Columnist Joe Concha excoriates the Washington Post for spinning a writeup of its own poll with ABC, searching for a silver lining to give the Hillary Clinton campaign.

From Mediaite:

[I]f you’re running the Washington Post, what headline do you lead with? The logical one stating Trump — who trailed in your last poll by 11 points — is now leading Clinton? Or an obvious “duh” tidbit — the election shaping up as a contest of negatives — that almost all your readers already know?

The Post, of course, went with the latter… which is a textbook example of burying the lede. But it gets even more hilarious when actually reading the story. Punchline? It takes a chart, a headline, sourcing and five paragraphs (219 words total) to get to that pesky little part that shares the most notable result of the poll. And the best part? After paragraph five with the results, here’s how Post writers Dan Balz and Scott Clement attempted to comfort their readers:

Nonetheless, Clinton is rated ahead of Trump across a range of attributes and issues, and she is seen as having superior experience, temperament and personality to be president. Trump is viewed as unqualified by a majority of adults, but he has strong appeal to voters as the ­anti-Clinton candidate who can bring change to Washington in an election year in which outsiders have thrived.

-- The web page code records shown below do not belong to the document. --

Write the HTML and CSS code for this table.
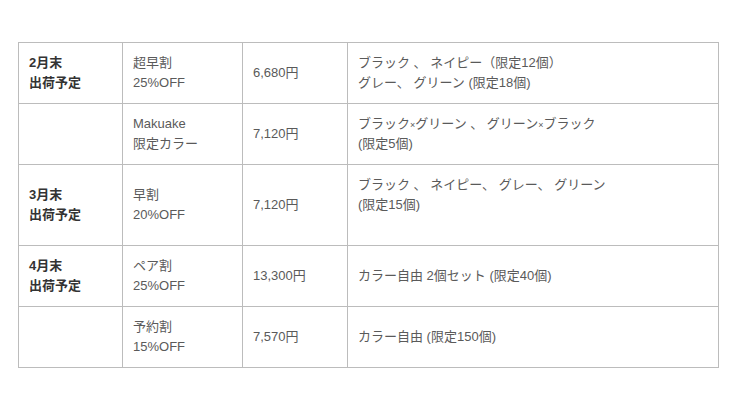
FILE: index.html
```html
<!DOCTYPE html>
<html lang="ja">
<head>
<meta charset="utf-8">
<link rel="stylesheet" href="styles.css">
</head>
<body>
<table class="plan">
  <colgroup>
    <col class="c1"><col class="c2"><col class="c3"><col class="c4">
  </colgroup>
  <tr>
    <th>2月末<br>出荷予定</th>
    <td>超早割<br>25%OFF</td>
    <td>6,680円</td>
    <td>ブラック 、 ネイピー（限定12個）<br>グレー、 グリーン (限定18個)</td>
  </tr>
  <tr>
    <th></th>
    <td>Makuake<br>限定カラー</td>
    <td>7,120円</td>
    <td>ブラック<span class="x">×</span>グリーン 、 グリーン<span class="x">×</span>ブラック<br>(限定5個)</td>
  </tr>
  <tr>
    <th>3月末<br>出荷予定</th>
    <td>早割<br>20%OFF</td>
    <td>7,120円</td>
    <td>ブラック 、 ネイピー、 グレー、 グリーン<br>(限定15個)<br>&nbsp;</td>
  </tr>
  <tr>
    <th>4月末<br>出荷予定</th>
    <td>ペア割<br>25%OFF</td>
    <td>13,300円</td>
    <td>カラー自由 2個セット (限定40個)</td>
  </tr>
  <tr>
    <th></th>
    <td>予約割<br>15%OFF</td>
    <td>7,570円</td>
    <td>カラー自由 (限定150個)</td>
  </tr>
</table>
</body>
</html>
```
FILE: styles.css
```css
html, body {
  margin: 0;
  padding: 0;
  background: #fff;
}
body {
  padding: 42px 0 0 18px;
  font-family: "Liberation Sans", "Noto Sans CJK JP", sans-serif;
  font-size: 13px;
  color: #5a5a5a;
}
.plan {
  border-collapse: collapse;
  table-layout: fixed;
  width: 700px;
}
.c1 { width: 104px; }
.c2 { width: 120px; }
.c3 { width: 105px; }
.c4 { width: 371px; }
.plan th,
.plan td {
  border: 1px solid #bcbcbc;
  padding: 10px 9px 10px 10px;
  line-height: 20px;
  text-align: left;
  vertical-align: middle;
  font-weight: normal;
}
.plan th {
  font-weight: bold;
  color: #333;
}
.x {
  font-size: 9px;
  line-height: 0;
}
```
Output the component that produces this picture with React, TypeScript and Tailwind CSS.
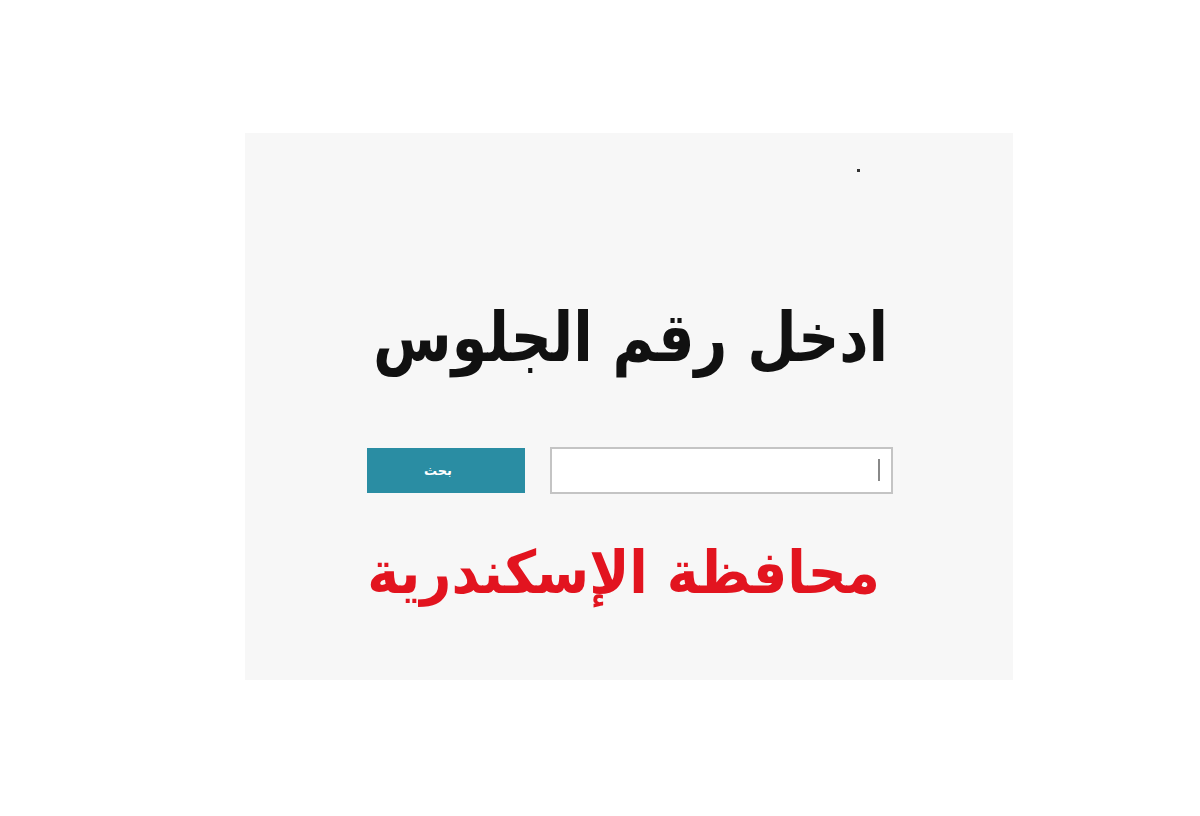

Translation: Ignore the numbers (nonetheless). And here’s why…

A few paragraphs later, the Post shares its results from a possible three-way race by inexplicably throwing Mitt Romney into the mix. Why? To underscore, they say, the divisions within the GOP ranks:

The Post-ABC poll tested a hypothetical three-way race that included Trump, Clinton and Mitt Romney, the GOP’s 2012 nominee and one of the most outspoken critics of the New York businessman. Among registered voters, Clinton gets 37 percent, Trump 35 percent and Romney 22 percent. Underscoring the divisions within the GOP ranks, Romney gets a third of Republicans in a three-way race.

Uh-huh. So one would think the Post — along with ABC — would also test a hypothetical three-way race between, say… Trump, Clinton and Bernie Sanders, right? Of course not. In the Washington Post-ABC News Fantasy Land, there aren’t any divisions within the Democratic ranks, nor any chance of a contested — or at the very least — a protest-laden/ugly convention for the Democratic party in Philadelphia this summer.

Read the rest of the story here.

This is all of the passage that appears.